[Records with interface code]
* * * * * * *

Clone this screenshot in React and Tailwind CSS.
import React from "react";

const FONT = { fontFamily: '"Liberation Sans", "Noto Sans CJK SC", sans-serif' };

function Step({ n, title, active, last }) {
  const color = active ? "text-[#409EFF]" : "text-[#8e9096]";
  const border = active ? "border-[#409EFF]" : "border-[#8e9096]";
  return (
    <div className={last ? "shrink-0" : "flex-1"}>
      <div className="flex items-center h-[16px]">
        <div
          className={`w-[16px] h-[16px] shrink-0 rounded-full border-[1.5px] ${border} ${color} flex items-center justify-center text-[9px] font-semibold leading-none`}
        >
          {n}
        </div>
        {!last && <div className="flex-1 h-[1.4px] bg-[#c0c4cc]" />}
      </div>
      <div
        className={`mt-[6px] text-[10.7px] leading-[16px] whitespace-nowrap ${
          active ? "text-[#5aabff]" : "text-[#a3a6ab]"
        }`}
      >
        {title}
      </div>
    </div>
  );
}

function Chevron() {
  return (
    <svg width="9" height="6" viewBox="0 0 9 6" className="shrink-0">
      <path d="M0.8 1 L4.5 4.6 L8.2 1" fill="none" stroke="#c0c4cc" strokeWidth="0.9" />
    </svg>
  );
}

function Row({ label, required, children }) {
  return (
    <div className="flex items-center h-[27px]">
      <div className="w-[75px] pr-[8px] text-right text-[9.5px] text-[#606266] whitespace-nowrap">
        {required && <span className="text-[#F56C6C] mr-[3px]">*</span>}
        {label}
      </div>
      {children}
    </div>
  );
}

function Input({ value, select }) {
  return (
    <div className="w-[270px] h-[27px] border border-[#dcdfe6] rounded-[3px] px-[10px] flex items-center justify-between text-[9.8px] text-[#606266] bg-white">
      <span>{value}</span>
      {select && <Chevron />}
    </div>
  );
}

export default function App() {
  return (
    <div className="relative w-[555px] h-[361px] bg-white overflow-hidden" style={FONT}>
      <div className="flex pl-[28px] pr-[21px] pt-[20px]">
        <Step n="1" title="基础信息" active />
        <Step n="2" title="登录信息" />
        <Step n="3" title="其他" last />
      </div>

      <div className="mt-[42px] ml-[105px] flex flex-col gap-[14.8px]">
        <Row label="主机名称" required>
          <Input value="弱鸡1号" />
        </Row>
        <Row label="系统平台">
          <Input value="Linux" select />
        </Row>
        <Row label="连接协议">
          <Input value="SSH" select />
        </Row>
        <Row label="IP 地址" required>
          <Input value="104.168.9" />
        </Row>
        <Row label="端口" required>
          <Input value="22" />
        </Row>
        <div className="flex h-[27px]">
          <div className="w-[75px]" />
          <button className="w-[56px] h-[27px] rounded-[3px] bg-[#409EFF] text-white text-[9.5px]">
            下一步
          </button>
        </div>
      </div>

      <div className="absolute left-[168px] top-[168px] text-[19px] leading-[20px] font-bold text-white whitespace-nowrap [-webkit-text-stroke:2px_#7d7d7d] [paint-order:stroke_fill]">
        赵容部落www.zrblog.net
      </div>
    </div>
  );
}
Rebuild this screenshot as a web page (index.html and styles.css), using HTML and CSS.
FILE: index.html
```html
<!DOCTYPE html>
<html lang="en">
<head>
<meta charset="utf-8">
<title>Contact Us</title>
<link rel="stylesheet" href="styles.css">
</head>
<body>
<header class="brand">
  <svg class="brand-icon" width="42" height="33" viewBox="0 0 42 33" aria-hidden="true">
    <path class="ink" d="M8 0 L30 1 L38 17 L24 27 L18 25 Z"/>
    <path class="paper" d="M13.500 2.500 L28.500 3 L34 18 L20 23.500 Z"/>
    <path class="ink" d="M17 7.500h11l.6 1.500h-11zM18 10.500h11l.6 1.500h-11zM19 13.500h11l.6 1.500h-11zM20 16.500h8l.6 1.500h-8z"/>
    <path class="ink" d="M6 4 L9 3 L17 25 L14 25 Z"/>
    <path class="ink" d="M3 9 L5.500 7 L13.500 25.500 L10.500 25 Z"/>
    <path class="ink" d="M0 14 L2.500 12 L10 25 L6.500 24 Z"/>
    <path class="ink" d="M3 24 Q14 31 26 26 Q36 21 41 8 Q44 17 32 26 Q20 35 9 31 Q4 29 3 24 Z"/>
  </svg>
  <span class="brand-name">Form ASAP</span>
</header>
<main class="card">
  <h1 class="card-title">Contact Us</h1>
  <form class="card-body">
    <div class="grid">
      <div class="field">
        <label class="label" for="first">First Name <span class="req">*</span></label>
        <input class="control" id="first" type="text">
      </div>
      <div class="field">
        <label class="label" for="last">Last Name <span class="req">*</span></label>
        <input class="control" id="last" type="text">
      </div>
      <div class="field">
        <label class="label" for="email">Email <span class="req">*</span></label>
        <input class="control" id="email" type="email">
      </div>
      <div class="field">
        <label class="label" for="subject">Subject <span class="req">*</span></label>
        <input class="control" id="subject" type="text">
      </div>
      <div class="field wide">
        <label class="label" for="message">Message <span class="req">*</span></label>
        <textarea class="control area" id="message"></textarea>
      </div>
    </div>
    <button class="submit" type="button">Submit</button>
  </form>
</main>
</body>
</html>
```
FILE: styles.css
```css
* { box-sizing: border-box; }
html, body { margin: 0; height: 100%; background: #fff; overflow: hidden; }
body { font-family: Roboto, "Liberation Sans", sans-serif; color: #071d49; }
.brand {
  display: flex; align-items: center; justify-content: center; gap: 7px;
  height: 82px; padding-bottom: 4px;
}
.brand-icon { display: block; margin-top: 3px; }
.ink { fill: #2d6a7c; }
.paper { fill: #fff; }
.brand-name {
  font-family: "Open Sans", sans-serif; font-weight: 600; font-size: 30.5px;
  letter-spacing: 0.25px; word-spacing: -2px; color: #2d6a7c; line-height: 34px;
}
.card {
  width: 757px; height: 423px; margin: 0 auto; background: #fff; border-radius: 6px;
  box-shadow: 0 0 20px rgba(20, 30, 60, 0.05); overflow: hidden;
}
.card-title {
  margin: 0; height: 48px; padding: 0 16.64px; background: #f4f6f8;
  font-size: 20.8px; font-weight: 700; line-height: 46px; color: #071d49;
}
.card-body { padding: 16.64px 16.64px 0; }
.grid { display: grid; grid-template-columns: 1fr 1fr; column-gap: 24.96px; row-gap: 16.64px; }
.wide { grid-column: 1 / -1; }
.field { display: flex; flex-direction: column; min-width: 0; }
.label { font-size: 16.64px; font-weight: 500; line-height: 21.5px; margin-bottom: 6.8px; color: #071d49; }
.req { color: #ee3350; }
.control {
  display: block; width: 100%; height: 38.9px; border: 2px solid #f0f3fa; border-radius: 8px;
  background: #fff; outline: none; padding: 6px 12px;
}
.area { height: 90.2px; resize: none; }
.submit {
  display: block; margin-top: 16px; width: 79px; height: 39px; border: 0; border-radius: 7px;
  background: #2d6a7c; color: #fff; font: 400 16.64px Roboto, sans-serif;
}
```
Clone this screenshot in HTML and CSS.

* * * * * * *

*Problem details*. Quote the entire listing above exactly.

*Response*.
Clone this screenshot in React and Tailwind CSS.
import React from "react";

const FONT = { fontFamily: '"Liberation Sans", "Noto Sans CJK SC", sans-serif' };

function Step({ n, title, active, last }) {
  const color = active ? "text-[#409EFF]" : "text-[#8e9096]";
  const border = active ? "border-[#409EFF]" : "border-[#8e9096]";
  return (
    <div className={last ? "shrink-0" : "flex-1"}>
      <div className="flex items-center h-[16px]">
        <div
          className={`w-[16px] h-[16px] shrink-0 rounded-full border-[1.5px] ${border} ${color} flex items-center justify-center text-[9px] font-semibold leading-none`}
        >
          {n}
        </div>
        {!last && <div className="flex-1 h-[1.4px] bg-[#c0c4cc]" />}
      </div>
      <div
        className={`mt-[6px] text-[10.7px] leading-[16px] whitespace-nowrap ${
          active ? "text-[#5aabff]" : "text-[#a3a6ab]"
        }`}
      >
        {title}
      </div>
    </div>
  );
}

function Chevron() {
  return (
    <svg width="9" height="6" viewBox="0 0 9 6" className="shrink-0">
      <path d="M0.8 1 L4.5 4.6 L8.2 1" fill="none" stroke="#c0c4cc" strokeWidth="0.9" />
    </svg>
  );
}

function Row({ label, required, children }) {
  return (
    <div className="flex items-center h-[27px]">
      <div className="w-[75px] pr-[8px] text-right text-[9.5px] text-[#606266] whitespace-nowrap">
        {required && <span className="text-[#F56C6C] mr-[3px]">*</span>}
        {label}
      </div>
      {children}
    </div>
  );
}

function Input({ value, select }) {
  return (
    <div className="w-[270px] h-[27px] border border-[#dcdfe6] rounded-[3px] px-[10px] flex items-center justify-between text-[9.8px] text-[#606266] bg-white">
      <span>{value}</span>
      {select && <Chevron />}
    </div>
  );
}

export default function App() {
  return (
    <div className="relative w-[555px] h-[361px] bg-white overflow-hidden" style={FONT}>
      <div className="flex pl-[28px] pr-[21px] pt-[20px]">
        <Step n="1" title="基础信息" active />
        <Step n="2" title="登录信息" />
        <Step n="3" title="其他" last />
      </div>

      <div className="mt-[42px] ml-[105px] flex flex-col gap-[14.8px]">
        <Row label="主机名称" required>
          <Input value="弱鸡1号" />
        </Row>
        <Row label="系统平台">
          <Input value="Linux" select />
        </Row>
        <Row label="连接协议">
          <Input value="SSH" select />
        </Row>
        <Row label="IP 地址" required>
          <Input value="104.168.9" />
        </Row>
        <Row label="端口" required>
          <Input value="22" />
        </Row>
        <div className="flex h-[27px]">
          <div className="w-[75px]" />
          <button className="w-[56px] h-[27px] rounded-[3px] bg-[#409EFF] text-white text-[9.5px]">
            下一步
          </button>
        </div>
      </div>

      <div className="absolute left-[168px] top-[168px] text-[19px] leading-[20px] font-bold text-white whitespace-nowrap [-webkit-text-stroke:2px_#7d7d7d] [paint-order:stroke_fill]">
        赵容部落www.zrblog.net
      </div>
    </div>
  );
}
Rebuild this screenshot as a web page (index.html and styles.css), using HTML and CSS.
FILE: index.html
```html
<!DOCTYPE html>
<html lang="en">
<head>
<meta charset="utf-8">
<title>Contact Us</title>
<link rel="stylesheet" href="styles.css">
</head>
<body>
<header class="brand">
  <svg class="brand-icon" width="42" height="33" viewBox="0 0 42 33" aria-hidden="true">
    <path class="ink" d="M8 0 L30 1 L38 17 L24 27 L18 25 Z"/>
    <path class="paper" d="M13.500 2.500 L28.500 3 L34 18 L20 23.500 Z"/>
    <path class="ink" d="M17 7.500h11l.6 1.500h-11zM18 10.500h11l.6 1.500h-11zM19 13.500h11l.6 1.500h-11zM20 16.500h8l.6 1.500h-8z"/>
    <path class="ink" d="M6 4 L9 3 L17 25 L14 25 Z"/>
    <path class="ink" d="M3 9 L5.500 7 L13.500 25.500 L10.500 25 Z"/>
    <path class="ink" d="M0 14 L2.500 12 L10 25 L6.500 24 Z"/>
    <path class="ink" d="M3 24 Q14 31 26 26 Q36 21 41 8 Q44 17 32 26 Q20 35 9 31 Q4 29 3 24 Z"/>
  </svg>
  <span class="brand-name">Form ASAP</span>
</header>
<main class="card">
  <h1 class="card-title">Contact Us</h1>
  <form class="card-body">
    <div class="grid">
      <div class="field">
        <label class="label" for="first">First Name <span class="req">*</span></label>
        <input class="control" id="first" type="text">
      </div>
      <div class="field">
        <label class="label" for="last">Last Name <span class="req">*</span></label>
        <input class="control" id="last" type="text">
      </div>
      <div class="field">
        <label class="label" for="email">Email <span class="req">*</span></label>
        <input class="control" id="email" type="email">
      </div>
      <div class="field">
        <label class="label" for="subject">Subject <span class="req">*</span></label>
        <input class="control" id="subject" type="text">
      </div>
      <div class="field wide">
        <label class="label" for="message">Message <span class="req">*</span></label>
        <textarea class="control area" id="message"></textarea>
      </div>
    </div>
    <button class="submit" type="button">Submit</button>
  </form>
</main>
</body>
</html>
```
FILE: styles.css
```css
* { box-sizing: border-box; }
html, body { margin: 0; height: 100%; background: #fff; overflow: hidden; }
body { font-family: Roboto, "Liberation Sans", sans-serif; color: #071d49; }
.brand {
  display: flex; align-items: center; justify-content: center; gap: 7px;
  height: 82px; padding-bottom: 4px;
}
.brand-icon { display: block; margin-top: 3px; }
.ink { fill: #2d6a7c; }
.paper { fill: #fff; }
.brand-name {
  font-family: "Open Sans", sans-serif; font-weight: 600; font-size: 30.5px;
  letter-spacing: 0.25px; word-spacing: -2px; color: #2d6a7c; line-height: 34px;
}
.card {
  width: 757px; height: 423px; margin: 0 auto; background: #fff; border-radius: 6px;
  box-shadow: 0 0 20px rgba(20, 30, 60, 0.05); overflow: hidden;
}
.card-title {
  margin: 0; height: 48px; padding: 0 16.64px; background: #f4f6f8;
  font-size: 20.8px; font-weight: 700; line-height: 46px; color: #071d49;
}
.card-body { padding: 16.64px 16.64px 0; }
.grid { display: grid; grid-template-columns: 1fr 1fr; column-gap: 24.96px; row-gap: 16.64px; }
.wide { grid-column: 1 / -1; }
.field { display: flex; flex-direction: column; min-width: 0; }
.label { font-size: 16.64px; font-weight: 500; line-height: 21.5px; margin-bottom: 6.8px; color: #071d49; }
.req { color: #ee3350; }
.control {
  display: block; width: 100%; height: 38.9px; border: 2px solid #f0f3fa; border-radius: 8px;
  background: #fff; outline: none; padding: 6px 12px;
}
.area { height: 90.2px; resize: none; }
.submit {
  display: block; margin-top: 16px; width: 79px; height: 39px; border: 0; border-radius: 7px;
  background: #2d6a7c; color: #fff; font: 400 16.64px Roboto, sans-serif;
}
```
Clone this screenshot in HTML and CSS.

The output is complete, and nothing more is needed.